• _WHAT NEEDS TO BE DONE_
For each line in the data below that holds "screenshot", return a copy.

• _TASK MATERIAL_
┄┄┄┄┄┄┄┄┄┄

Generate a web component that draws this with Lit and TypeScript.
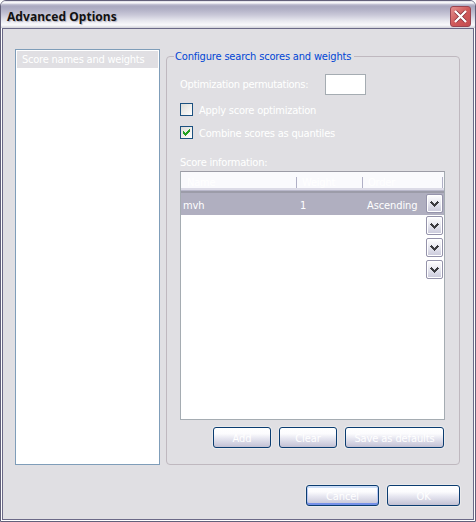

┄┄┄┄┄┄┄┄┄┄

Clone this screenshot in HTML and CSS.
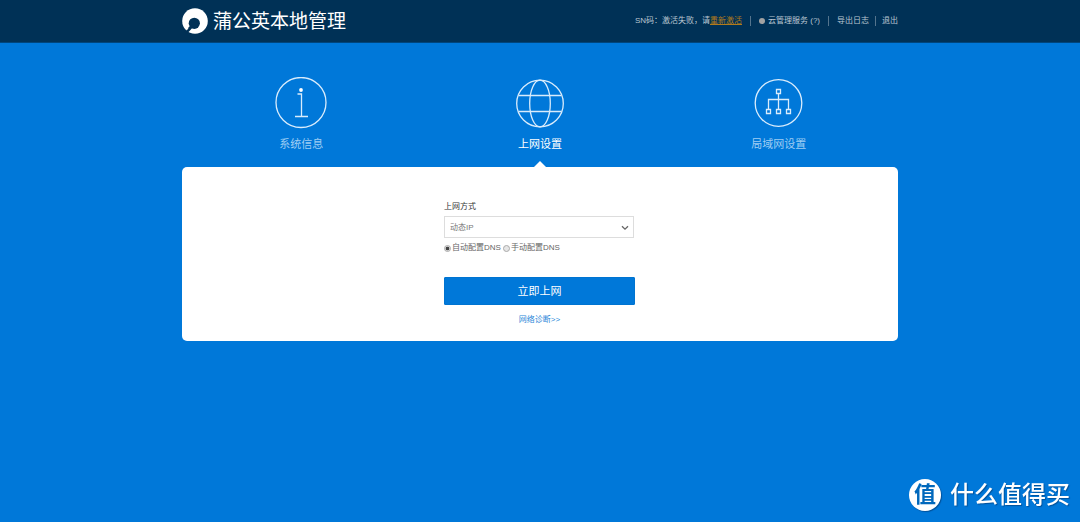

┄┄┄┄┄┄┄┄┄┄

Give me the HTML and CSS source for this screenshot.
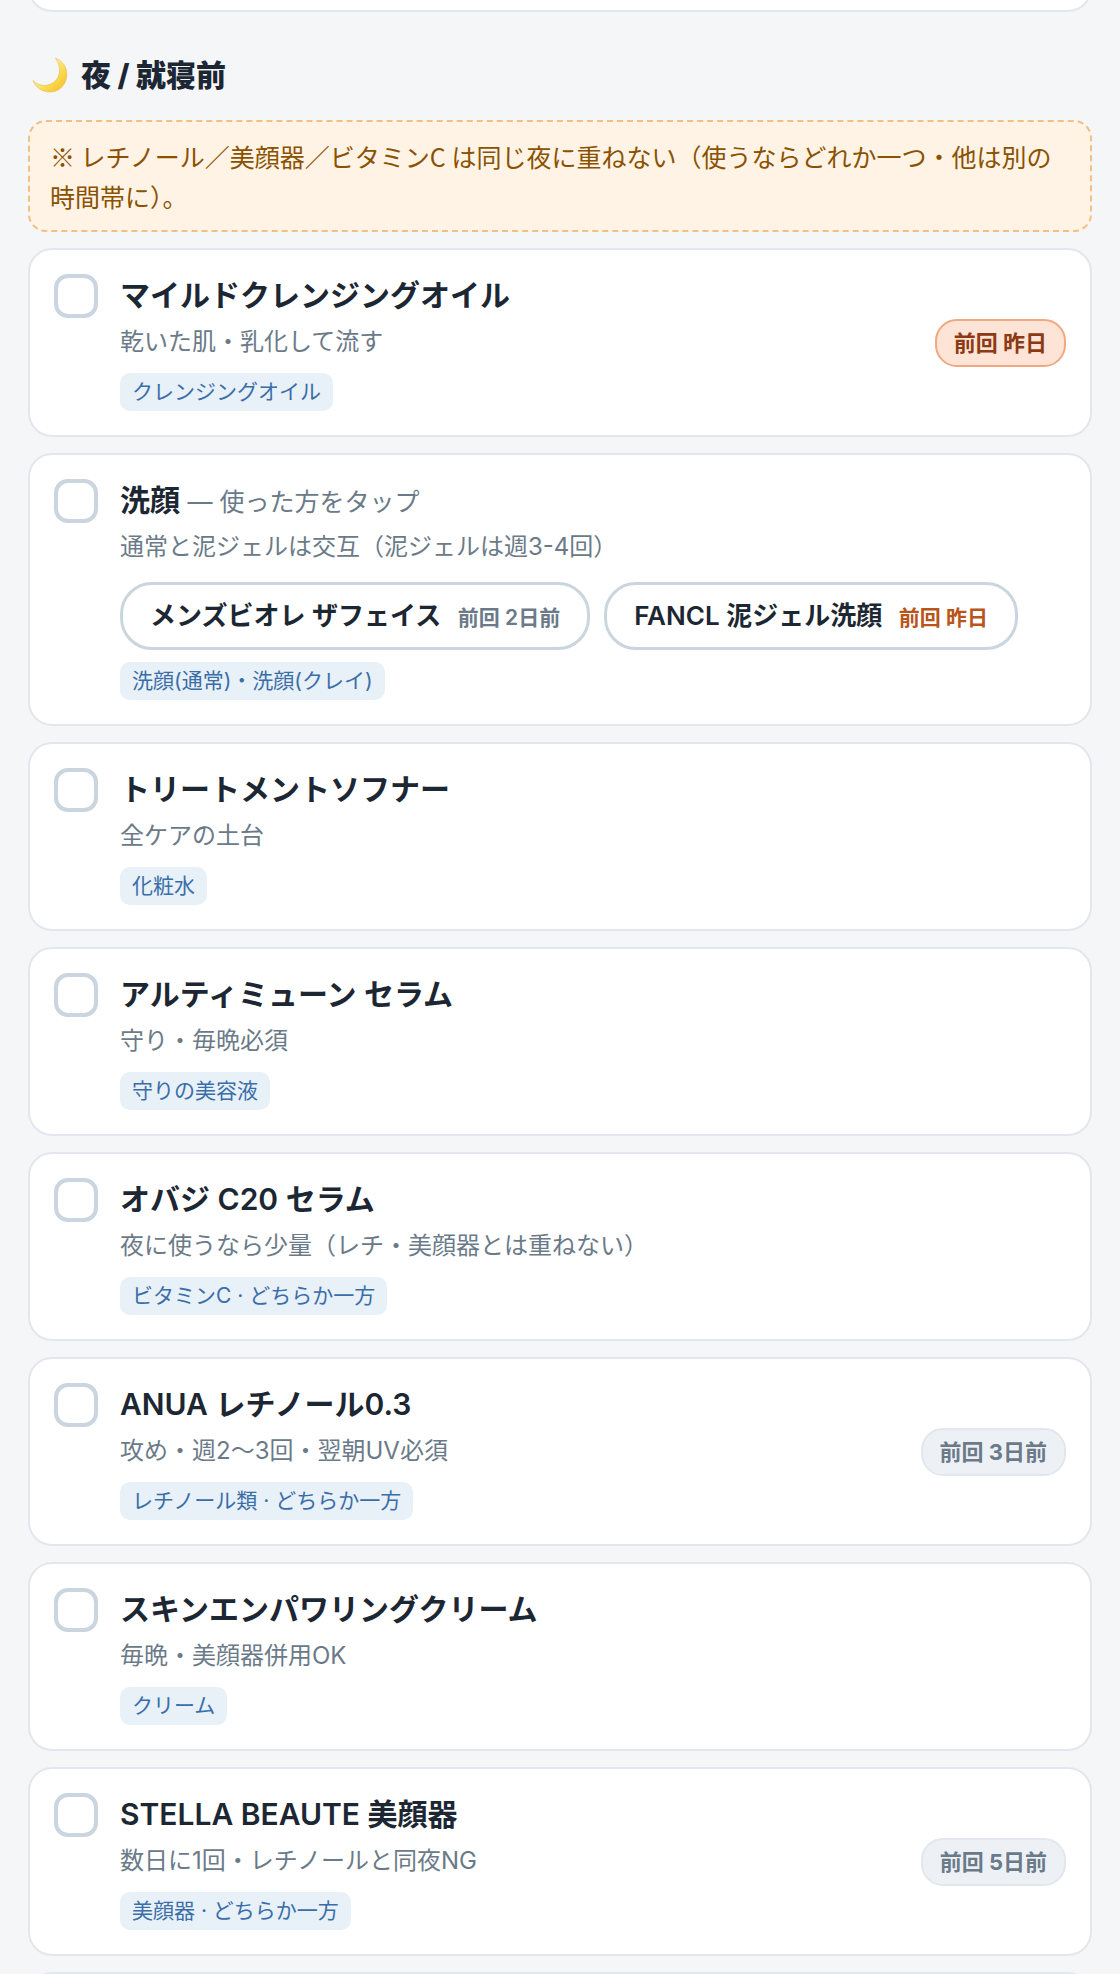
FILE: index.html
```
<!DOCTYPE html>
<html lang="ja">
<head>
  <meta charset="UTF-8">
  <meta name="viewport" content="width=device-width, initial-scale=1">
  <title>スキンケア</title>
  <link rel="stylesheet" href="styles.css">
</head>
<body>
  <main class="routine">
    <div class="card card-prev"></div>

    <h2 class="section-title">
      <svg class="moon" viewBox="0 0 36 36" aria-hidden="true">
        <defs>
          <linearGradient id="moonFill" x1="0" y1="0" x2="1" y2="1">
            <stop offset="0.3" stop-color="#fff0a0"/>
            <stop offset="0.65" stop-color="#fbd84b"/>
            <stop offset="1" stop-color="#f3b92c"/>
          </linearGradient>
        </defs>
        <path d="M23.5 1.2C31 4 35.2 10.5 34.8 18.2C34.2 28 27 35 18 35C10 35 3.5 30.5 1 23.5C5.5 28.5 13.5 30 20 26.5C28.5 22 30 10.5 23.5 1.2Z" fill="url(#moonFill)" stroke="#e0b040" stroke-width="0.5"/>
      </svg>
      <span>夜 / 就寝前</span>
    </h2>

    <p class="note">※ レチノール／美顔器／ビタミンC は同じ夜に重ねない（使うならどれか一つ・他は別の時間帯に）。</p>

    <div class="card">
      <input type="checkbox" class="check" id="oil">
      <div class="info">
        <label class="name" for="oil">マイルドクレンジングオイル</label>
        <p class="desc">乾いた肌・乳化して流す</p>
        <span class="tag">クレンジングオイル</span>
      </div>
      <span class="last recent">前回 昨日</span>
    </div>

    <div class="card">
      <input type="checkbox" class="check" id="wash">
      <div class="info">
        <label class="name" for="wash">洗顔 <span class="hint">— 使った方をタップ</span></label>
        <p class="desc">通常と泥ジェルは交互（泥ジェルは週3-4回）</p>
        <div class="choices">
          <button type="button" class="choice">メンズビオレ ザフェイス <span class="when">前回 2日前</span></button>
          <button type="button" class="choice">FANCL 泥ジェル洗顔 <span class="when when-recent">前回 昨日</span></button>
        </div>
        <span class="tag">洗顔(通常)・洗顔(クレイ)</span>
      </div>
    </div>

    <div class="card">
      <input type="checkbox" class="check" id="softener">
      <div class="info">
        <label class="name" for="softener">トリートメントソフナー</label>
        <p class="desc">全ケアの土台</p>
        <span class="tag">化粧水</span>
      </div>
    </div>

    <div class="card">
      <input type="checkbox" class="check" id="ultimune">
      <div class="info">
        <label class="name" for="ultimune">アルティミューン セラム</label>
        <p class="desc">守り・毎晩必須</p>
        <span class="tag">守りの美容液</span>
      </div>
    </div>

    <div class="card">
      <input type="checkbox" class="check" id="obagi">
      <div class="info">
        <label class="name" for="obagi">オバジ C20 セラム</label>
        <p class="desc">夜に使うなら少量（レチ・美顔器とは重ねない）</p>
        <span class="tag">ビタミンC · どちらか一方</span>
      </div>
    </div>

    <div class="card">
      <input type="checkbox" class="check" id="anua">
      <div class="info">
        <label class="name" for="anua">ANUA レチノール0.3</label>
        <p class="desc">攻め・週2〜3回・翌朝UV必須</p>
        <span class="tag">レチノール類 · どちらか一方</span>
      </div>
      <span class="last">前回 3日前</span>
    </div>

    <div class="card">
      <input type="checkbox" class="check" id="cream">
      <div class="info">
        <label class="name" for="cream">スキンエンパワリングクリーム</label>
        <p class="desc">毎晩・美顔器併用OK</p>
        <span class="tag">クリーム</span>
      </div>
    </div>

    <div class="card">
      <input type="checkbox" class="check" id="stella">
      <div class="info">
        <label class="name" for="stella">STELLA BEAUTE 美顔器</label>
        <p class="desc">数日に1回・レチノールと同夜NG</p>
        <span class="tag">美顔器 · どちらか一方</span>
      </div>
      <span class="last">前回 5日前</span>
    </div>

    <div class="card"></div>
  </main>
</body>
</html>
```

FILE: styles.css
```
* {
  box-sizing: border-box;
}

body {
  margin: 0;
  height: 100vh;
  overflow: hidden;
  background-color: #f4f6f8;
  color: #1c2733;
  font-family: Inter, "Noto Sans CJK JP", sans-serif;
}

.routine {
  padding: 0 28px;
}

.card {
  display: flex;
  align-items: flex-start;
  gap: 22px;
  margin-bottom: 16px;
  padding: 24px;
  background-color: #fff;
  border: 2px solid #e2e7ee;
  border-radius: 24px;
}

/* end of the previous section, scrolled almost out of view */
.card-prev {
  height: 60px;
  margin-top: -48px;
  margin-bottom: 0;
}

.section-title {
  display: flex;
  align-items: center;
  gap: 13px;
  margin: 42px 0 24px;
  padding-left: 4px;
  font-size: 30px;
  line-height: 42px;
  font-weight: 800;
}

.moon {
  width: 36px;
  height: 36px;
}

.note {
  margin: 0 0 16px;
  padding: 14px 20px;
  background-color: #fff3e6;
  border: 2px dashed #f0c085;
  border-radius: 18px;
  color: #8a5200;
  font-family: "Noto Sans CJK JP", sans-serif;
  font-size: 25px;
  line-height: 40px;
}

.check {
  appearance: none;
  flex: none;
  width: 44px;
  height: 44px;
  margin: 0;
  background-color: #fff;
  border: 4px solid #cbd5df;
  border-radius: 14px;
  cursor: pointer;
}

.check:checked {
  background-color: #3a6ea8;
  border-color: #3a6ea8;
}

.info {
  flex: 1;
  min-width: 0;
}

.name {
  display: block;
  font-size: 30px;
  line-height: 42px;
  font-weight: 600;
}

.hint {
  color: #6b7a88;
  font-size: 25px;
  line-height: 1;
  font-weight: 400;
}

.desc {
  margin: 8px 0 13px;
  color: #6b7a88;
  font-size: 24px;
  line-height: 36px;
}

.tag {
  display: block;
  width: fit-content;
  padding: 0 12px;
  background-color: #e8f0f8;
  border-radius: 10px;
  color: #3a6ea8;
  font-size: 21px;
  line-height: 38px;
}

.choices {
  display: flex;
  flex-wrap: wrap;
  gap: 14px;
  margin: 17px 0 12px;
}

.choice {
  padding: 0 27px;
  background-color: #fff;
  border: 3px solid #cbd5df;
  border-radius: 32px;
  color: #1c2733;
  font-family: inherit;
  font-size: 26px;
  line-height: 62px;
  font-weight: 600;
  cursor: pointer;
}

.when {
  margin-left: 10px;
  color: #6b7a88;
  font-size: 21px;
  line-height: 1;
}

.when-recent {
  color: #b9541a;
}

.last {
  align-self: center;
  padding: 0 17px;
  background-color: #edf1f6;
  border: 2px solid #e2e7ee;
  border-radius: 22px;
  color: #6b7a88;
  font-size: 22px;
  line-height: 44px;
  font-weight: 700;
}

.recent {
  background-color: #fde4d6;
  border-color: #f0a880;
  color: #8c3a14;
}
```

┄┄┄┄┄┄┄┄┄┄

• _PROBLEM SOLUTION_
Clone this screenshot in HTML and CSS.
Give me the HTML and CSS source for this screenshot.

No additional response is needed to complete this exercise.